One common use case for compute shaders is for image post-processing effects. Remember however, that fragment shaders have access to many fixed-function features in the hardware. Such features can speed up things, reduce power, and even reduce bandwidth.
You must understand the following concepts:
- Fragment shading.
- Pipeline bubbles.
Here are some advantages to using fragment shading for image processing:
- Texture coordinates are interpolated using fixed function hardware when using varying interpolation. In turn, freeing up shader cycles for more useful workloads.
- Write out to memory can be done using the tile-writeback hardware in parallel to shader code.
- There is no need to range check imageStore() coordinates.
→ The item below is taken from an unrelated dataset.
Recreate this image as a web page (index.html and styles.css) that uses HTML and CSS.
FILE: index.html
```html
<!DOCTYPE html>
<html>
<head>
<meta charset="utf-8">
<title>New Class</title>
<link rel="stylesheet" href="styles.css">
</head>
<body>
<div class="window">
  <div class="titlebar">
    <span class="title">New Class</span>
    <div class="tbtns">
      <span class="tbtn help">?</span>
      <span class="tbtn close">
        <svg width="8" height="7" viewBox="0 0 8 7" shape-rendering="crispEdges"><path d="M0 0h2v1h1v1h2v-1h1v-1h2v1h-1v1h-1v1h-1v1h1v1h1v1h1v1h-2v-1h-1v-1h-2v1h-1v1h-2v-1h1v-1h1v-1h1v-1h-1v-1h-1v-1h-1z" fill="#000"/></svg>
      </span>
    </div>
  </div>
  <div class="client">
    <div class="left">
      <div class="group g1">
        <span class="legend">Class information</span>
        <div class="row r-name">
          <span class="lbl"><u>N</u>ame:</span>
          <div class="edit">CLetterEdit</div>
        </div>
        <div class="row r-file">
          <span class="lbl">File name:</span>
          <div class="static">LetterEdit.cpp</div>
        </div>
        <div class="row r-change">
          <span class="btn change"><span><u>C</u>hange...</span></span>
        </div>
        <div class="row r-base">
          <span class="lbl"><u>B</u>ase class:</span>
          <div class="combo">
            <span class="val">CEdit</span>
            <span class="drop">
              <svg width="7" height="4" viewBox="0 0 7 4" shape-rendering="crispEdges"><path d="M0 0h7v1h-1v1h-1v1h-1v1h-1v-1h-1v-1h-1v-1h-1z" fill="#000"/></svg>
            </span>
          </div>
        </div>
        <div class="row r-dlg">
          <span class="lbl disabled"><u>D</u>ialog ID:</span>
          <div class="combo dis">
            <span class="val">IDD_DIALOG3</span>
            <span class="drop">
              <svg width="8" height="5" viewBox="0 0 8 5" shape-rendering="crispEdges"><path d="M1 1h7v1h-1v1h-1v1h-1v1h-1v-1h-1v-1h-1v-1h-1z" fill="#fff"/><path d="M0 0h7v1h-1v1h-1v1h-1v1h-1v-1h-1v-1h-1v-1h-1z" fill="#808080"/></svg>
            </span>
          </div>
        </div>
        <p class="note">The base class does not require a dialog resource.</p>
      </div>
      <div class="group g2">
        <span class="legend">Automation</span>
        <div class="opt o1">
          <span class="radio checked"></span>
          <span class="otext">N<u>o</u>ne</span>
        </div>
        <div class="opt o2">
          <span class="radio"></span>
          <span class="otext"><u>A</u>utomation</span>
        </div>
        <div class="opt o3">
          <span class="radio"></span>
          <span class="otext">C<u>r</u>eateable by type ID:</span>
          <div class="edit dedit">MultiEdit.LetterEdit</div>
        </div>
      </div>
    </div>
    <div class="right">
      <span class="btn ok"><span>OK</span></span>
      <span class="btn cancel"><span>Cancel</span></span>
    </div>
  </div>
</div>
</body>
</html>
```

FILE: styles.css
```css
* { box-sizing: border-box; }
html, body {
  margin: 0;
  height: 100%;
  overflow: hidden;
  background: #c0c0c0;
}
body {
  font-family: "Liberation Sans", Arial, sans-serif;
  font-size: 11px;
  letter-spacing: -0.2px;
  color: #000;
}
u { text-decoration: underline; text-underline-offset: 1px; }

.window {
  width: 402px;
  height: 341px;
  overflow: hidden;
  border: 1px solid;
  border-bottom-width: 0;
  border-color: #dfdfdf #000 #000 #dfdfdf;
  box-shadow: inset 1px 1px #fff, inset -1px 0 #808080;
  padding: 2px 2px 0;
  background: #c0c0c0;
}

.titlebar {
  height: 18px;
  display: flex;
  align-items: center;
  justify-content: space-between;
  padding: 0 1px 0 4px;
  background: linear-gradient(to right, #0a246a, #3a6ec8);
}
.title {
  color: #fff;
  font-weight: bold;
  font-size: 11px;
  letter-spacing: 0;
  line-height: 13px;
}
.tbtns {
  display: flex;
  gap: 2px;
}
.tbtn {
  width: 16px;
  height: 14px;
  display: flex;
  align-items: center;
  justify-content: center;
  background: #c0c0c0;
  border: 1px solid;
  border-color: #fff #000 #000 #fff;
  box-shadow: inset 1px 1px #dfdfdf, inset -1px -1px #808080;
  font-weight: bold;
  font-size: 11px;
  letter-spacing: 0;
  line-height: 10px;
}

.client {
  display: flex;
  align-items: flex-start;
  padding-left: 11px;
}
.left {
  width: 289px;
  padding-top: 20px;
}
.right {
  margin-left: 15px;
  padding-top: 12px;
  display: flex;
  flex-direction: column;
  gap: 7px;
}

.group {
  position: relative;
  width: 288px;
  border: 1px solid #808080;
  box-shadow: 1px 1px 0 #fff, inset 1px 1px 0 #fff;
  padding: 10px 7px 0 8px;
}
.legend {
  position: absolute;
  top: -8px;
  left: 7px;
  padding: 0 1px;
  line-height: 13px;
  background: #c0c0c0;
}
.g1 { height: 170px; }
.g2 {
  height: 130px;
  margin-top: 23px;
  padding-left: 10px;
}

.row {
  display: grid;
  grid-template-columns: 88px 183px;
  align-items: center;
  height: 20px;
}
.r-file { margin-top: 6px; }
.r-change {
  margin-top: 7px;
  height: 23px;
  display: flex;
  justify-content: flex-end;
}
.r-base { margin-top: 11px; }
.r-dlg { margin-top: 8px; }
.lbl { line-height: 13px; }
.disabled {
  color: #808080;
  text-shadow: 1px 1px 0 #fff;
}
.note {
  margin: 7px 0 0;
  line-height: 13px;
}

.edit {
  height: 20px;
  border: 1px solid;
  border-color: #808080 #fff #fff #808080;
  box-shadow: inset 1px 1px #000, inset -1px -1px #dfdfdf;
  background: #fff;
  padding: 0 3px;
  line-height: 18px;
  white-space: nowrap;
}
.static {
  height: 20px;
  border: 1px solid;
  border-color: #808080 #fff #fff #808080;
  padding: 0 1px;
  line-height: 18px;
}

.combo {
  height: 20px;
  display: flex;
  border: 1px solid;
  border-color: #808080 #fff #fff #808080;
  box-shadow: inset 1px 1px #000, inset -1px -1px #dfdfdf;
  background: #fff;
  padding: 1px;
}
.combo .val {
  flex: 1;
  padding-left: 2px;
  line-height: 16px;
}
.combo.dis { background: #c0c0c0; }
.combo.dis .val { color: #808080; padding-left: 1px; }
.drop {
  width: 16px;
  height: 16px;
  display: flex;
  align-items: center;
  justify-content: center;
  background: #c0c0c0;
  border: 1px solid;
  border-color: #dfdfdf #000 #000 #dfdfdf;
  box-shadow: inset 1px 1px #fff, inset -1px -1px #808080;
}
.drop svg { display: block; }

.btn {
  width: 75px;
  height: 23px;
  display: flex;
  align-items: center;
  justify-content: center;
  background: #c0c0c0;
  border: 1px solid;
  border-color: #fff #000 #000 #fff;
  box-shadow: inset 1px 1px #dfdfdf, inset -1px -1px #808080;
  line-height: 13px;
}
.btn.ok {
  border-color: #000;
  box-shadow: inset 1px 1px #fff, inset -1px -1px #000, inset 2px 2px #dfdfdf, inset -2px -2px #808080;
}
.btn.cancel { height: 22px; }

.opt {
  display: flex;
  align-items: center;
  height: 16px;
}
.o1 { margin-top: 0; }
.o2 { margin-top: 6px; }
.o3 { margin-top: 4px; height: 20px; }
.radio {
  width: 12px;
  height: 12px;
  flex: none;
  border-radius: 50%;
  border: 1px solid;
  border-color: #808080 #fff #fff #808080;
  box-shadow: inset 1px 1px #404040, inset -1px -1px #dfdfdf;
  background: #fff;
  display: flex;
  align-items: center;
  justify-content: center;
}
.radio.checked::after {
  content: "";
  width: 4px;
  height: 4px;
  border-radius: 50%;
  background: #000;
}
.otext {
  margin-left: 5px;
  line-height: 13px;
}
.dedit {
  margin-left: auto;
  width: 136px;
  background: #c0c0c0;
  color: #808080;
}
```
Doing so can be a problem when you are using workgroups that do not subdivide a frame completely.
- It is possible to do framebuffer compression and transaction elimination.
Here are some advantages to using compute for image processing:
- It can be possible to exploit shared data sets between neighboring pixels. Doing so avoids extra passes for some algorithms.
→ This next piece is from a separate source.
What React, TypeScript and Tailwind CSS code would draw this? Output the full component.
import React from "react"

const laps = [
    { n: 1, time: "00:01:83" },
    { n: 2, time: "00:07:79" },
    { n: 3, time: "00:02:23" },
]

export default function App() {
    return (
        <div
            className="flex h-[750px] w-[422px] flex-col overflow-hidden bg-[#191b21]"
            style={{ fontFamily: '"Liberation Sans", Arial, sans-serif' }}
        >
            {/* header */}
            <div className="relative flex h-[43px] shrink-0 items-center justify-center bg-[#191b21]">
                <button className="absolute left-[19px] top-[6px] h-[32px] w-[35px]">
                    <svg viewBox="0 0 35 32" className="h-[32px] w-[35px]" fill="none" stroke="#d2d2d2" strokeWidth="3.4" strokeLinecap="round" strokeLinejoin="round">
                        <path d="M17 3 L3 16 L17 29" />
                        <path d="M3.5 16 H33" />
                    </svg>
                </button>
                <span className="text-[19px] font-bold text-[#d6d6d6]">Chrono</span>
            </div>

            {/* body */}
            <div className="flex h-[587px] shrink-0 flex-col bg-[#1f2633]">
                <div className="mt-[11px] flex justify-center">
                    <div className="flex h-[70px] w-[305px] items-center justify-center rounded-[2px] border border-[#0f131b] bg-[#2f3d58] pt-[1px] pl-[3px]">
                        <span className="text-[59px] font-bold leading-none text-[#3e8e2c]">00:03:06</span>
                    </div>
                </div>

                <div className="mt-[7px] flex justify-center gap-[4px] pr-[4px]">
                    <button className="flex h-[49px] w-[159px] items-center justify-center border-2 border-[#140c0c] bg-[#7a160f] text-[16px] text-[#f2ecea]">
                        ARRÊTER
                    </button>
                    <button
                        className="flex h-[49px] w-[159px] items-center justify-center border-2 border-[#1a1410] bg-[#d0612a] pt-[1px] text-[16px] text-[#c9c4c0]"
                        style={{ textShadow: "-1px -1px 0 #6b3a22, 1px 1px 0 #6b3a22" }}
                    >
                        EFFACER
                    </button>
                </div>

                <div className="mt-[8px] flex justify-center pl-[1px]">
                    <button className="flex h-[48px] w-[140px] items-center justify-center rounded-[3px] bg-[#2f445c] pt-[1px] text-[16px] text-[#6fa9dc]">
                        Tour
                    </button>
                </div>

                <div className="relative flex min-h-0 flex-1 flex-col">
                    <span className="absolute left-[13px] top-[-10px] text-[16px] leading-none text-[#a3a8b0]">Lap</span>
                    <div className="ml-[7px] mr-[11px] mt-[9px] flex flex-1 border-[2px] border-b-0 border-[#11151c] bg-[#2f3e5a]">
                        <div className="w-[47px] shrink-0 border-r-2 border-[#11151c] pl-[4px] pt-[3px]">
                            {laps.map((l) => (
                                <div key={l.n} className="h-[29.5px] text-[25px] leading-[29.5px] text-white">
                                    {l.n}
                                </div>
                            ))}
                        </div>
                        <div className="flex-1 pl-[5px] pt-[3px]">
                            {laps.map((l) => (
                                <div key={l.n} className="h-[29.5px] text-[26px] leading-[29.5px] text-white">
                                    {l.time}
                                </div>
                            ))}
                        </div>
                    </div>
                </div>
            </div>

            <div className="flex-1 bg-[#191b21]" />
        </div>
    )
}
- It is easier to work with larger working sets per thread, avoiding extra passes for some algorithms.
- For complicated algorithms such as FFTs, which need multiple fragment render passes, it is often possible to merge into a single compute dispatch.
How to optimize the use of image processing
Try using the following optimization steps:
- Use fragment shaders for simple image processing.
- For more complicated scenarios try using, and monitoring the performance of, compute shaders.
- Use texture() instead of imageLoad() for reading read-only texture data. texture() works with Arm Frame Buffer Compression (AFBC) textures that have been rendered by previous fragment passes. Using texture() also load balances the GPU pipelines better because texture() operations use the texture unit and both imageLoad() and imageStore() use the load or store unit. The load-store units are often already being used in compute shaders for generic memory accesses.
Things to avoid when optimizing your image processing implementation
Arm recommends that you:
- Do not use imageLoad() in compute unless you must use coherent read and writes within the dispatch.
- Do not use compute to process images that were produced by fragment shading. Doing so creates a backwards dependency that can cause a bubble. If fragment shader outputs are consumed by fragment shaders of later render passes, then render passes go through the pipeline more cleanly.
The negative impact of not using the correct image processing method
Compute shaders can be slower and less energy-efficient than fragment shaders for simple post-processing workloads. Examples of such workloads include: downscaling, upscaling, and blurs.